··· Data extract ···

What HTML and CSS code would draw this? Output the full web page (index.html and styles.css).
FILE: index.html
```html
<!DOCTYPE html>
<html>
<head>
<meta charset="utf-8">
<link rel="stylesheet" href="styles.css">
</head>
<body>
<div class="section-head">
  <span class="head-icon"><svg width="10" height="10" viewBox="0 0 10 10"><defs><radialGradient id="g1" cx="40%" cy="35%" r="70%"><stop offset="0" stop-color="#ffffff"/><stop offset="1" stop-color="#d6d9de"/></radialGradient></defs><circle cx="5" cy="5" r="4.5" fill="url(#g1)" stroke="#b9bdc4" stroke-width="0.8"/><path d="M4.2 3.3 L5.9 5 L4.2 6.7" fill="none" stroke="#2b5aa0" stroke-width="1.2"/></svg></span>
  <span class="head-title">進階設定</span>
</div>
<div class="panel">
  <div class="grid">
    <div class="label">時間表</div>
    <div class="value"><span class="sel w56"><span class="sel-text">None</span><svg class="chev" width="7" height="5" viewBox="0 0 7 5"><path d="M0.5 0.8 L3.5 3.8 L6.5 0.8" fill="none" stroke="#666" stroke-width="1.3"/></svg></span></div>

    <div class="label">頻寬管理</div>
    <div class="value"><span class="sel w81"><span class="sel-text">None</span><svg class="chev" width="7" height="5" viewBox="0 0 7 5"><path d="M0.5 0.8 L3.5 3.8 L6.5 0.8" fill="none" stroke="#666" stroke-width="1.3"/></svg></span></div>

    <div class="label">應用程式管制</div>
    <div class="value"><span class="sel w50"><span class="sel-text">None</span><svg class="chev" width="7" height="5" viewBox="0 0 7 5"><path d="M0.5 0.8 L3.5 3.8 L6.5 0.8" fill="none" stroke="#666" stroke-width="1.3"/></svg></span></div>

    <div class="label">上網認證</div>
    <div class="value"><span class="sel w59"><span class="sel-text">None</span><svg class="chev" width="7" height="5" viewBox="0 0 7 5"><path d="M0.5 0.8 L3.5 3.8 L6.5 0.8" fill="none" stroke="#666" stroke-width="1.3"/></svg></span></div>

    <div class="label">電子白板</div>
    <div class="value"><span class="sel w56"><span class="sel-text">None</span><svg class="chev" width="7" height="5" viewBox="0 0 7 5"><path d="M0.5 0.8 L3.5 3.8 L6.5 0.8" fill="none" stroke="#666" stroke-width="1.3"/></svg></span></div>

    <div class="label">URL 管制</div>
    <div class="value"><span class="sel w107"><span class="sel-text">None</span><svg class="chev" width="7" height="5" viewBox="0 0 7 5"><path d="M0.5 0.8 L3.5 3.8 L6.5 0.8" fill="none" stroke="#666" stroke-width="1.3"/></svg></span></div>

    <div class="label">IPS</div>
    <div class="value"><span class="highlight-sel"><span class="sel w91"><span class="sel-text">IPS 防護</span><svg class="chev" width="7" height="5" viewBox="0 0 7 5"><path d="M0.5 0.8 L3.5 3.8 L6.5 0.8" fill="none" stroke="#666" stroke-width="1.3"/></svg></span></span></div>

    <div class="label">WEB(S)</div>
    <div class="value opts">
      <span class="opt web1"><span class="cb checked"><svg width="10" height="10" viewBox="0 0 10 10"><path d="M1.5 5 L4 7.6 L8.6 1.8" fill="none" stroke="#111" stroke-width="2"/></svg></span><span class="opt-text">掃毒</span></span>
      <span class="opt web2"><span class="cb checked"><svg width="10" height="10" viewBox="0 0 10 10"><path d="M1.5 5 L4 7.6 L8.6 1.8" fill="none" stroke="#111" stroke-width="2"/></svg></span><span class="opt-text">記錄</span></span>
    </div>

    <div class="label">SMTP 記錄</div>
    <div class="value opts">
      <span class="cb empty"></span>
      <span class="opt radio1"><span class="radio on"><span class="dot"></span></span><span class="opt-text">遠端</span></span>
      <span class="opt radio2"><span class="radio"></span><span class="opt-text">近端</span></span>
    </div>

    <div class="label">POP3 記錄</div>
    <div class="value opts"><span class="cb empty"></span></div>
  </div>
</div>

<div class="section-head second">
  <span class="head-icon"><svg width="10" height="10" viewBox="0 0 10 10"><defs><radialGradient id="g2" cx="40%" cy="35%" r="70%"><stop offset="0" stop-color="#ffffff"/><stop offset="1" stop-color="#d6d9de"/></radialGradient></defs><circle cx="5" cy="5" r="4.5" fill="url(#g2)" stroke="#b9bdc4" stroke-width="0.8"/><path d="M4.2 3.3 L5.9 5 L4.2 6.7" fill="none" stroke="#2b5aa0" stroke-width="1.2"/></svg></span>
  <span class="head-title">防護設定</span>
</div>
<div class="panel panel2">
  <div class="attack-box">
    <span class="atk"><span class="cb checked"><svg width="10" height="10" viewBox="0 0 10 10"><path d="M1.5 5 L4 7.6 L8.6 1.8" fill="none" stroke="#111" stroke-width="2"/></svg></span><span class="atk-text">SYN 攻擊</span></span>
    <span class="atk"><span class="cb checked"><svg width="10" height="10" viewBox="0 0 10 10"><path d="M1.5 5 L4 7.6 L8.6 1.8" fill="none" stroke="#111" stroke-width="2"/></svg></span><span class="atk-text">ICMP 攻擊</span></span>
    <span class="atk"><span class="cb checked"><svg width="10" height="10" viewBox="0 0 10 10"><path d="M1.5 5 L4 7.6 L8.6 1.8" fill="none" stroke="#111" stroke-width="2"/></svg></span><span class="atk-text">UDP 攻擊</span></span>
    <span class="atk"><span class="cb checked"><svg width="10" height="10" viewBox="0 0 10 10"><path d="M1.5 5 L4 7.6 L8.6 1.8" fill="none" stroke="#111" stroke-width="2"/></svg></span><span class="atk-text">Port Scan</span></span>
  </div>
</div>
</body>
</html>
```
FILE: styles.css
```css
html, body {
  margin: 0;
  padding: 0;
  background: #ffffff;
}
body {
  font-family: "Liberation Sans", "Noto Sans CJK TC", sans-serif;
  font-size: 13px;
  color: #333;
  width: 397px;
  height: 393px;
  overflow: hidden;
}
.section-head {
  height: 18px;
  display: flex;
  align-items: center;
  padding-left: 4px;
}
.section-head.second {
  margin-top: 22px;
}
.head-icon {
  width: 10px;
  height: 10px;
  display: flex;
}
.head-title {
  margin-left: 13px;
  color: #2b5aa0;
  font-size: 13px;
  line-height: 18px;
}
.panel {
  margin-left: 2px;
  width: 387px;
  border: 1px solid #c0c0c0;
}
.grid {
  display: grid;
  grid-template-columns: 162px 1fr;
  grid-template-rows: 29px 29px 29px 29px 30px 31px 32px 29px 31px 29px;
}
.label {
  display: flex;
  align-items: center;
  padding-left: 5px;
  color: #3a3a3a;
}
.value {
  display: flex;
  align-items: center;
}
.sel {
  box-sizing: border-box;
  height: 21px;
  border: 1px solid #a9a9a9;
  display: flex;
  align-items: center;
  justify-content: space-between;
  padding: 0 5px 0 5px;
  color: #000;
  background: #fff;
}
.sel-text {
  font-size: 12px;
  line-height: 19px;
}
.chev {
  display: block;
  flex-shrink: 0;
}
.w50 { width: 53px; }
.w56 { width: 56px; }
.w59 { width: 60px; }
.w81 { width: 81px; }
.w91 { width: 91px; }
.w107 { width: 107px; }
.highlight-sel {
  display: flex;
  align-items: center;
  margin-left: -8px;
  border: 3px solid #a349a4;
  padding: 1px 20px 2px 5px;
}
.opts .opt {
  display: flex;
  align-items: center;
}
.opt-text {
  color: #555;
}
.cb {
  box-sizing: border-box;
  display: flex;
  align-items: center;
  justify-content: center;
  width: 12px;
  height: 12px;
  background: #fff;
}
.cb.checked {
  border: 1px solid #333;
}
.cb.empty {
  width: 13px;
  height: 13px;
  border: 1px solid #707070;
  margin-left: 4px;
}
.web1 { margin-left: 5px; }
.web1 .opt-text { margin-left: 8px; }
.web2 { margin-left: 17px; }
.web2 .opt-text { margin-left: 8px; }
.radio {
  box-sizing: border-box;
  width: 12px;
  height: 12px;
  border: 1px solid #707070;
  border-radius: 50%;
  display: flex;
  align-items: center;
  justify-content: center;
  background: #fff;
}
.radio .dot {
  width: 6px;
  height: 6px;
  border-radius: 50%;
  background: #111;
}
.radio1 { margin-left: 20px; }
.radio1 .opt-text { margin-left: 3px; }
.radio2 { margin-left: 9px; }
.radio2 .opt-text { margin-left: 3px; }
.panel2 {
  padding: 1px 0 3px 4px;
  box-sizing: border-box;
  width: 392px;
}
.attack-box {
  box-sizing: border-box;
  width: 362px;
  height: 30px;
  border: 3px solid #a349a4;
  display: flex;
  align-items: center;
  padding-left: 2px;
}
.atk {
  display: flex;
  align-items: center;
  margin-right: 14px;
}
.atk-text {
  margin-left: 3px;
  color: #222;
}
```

···

Which lines of the data above contain "index"? Copy each one.

[Result]:
What HTML and CSS code would draw this? Output the full web page (index.html and styles.css).
FILE: index.html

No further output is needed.